** Start of PROVIDED MATERIAL **

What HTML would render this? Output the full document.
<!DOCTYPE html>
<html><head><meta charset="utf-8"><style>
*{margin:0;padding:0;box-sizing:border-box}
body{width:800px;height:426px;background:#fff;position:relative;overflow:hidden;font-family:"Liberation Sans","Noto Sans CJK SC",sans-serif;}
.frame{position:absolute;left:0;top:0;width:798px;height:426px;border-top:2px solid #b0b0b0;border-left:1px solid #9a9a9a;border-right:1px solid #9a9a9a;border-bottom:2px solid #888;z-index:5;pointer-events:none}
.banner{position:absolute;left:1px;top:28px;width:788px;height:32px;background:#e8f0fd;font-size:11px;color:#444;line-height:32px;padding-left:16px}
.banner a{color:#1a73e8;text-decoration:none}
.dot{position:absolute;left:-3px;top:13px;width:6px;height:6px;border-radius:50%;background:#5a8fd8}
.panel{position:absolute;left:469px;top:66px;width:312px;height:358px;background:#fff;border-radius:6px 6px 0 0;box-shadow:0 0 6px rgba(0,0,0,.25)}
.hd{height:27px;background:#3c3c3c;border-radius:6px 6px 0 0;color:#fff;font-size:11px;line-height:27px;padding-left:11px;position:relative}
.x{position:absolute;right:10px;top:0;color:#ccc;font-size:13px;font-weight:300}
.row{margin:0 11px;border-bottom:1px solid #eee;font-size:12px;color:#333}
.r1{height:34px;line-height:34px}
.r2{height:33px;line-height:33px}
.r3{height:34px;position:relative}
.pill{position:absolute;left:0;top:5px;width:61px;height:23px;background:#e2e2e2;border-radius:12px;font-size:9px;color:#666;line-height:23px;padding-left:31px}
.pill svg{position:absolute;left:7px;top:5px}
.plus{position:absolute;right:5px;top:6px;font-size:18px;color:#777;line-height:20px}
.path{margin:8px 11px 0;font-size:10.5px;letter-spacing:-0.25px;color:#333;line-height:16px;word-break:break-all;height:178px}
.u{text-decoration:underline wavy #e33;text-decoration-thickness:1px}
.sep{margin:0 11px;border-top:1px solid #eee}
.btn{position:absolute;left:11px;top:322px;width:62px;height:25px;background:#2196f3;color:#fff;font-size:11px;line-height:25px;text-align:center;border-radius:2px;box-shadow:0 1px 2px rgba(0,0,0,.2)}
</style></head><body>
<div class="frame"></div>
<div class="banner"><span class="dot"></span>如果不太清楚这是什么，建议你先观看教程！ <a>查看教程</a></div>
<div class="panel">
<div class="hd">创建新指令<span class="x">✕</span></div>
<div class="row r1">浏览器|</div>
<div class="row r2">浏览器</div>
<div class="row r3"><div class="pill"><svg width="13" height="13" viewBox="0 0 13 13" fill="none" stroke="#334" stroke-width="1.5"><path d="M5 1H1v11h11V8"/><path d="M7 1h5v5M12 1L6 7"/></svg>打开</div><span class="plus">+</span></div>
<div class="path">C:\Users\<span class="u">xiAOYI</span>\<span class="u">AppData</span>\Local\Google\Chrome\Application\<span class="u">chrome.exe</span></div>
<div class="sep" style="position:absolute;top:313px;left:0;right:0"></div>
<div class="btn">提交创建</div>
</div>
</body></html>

** End of PROVIDED MATERIAL **
** Start of PROVIDED MATERIAL **

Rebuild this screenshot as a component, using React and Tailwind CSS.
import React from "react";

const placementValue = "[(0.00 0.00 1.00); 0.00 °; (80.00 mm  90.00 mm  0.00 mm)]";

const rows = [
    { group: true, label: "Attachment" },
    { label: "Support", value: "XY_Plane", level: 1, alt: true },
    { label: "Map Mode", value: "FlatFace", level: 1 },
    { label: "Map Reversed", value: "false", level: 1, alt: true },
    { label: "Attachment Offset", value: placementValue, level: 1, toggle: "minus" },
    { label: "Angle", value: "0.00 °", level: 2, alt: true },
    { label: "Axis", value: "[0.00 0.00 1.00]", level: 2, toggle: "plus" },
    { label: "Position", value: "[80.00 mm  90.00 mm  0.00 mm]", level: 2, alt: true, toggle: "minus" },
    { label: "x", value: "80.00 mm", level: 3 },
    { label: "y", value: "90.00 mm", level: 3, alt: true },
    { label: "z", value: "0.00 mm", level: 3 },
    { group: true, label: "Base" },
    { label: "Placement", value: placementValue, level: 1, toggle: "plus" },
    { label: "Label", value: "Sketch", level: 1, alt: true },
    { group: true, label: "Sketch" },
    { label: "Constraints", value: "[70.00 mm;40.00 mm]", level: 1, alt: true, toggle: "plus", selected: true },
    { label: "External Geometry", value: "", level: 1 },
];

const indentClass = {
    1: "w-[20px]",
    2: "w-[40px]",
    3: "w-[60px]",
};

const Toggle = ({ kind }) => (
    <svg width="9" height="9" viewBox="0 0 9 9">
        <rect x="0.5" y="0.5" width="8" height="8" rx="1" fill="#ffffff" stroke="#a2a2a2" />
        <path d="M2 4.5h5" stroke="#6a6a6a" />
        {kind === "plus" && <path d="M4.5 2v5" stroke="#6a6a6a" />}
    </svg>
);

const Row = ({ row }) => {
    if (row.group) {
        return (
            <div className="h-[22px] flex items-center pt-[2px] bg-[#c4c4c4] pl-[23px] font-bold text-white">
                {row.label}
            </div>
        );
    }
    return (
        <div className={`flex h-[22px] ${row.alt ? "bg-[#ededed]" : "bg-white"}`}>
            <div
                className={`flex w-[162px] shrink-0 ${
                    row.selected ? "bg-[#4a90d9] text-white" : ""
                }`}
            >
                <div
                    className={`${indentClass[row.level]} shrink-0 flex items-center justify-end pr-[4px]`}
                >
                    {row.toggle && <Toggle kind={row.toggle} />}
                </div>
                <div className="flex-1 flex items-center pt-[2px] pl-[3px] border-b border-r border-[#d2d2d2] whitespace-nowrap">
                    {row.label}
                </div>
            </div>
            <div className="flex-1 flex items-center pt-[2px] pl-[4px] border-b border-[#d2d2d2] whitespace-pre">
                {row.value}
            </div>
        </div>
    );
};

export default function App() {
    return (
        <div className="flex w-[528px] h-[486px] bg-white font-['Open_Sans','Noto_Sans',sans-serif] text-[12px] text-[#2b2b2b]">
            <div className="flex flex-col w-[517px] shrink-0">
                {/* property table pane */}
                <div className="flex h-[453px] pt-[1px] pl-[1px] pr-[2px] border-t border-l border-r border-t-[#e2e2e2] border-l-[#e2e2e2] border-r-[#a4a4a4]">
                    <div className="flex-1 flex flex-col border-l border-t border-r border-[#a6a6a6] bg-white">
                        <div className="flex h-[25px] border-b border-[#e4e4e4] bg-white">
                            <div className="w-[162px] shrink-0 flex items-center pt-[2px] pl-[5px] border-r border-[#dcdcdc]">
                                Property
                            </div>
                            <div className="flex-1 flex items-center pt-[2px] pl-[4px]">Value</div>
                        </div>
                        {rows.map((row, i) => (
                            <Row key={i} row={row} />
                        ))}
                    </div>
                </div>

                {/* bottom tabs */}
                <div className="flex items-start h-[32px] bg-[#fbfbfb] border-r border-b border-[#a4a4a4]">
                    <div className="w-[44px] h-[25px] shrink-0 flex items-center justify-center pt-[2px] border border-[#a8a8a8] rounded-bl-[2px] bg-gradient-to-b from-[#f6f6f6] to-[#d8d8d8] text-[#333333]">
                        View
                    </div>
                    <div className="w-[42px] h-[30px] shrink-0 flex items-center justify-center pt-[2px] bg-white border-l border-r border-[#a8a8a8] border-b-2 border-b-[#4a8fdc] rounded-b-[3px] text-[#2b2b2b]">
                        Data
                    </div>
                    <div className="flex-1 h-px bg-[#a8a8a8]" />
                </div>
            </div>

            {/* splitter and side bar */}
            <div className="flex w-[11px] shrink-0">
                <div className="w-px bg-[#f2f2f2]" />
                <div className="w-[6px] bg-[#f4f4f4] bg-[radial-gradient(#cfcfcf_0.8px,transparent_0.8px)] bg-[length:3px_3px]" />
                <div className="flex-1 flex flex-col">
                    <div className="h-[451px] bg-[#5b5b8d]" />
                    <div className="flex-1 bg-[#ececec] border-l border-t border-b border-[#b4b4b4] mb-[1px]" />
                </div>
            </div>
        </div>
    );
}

** End of PROVIDED MATERIAL **

EXERCISE: Using the data above, reproduce exactly the lines from the line that contains "Rebuild this screenshot" through the line that contains "0.00 1.00); 0.00", including both.

FULL SOLUTION:
Rebuild this screenshot as a component, using React and Tailwind CSS.
import React from "react";

const placementValue = "[(0.00 0.00 1.00); 0.00 °; (80.00 mm  90.00 mm  0.00 mm)]";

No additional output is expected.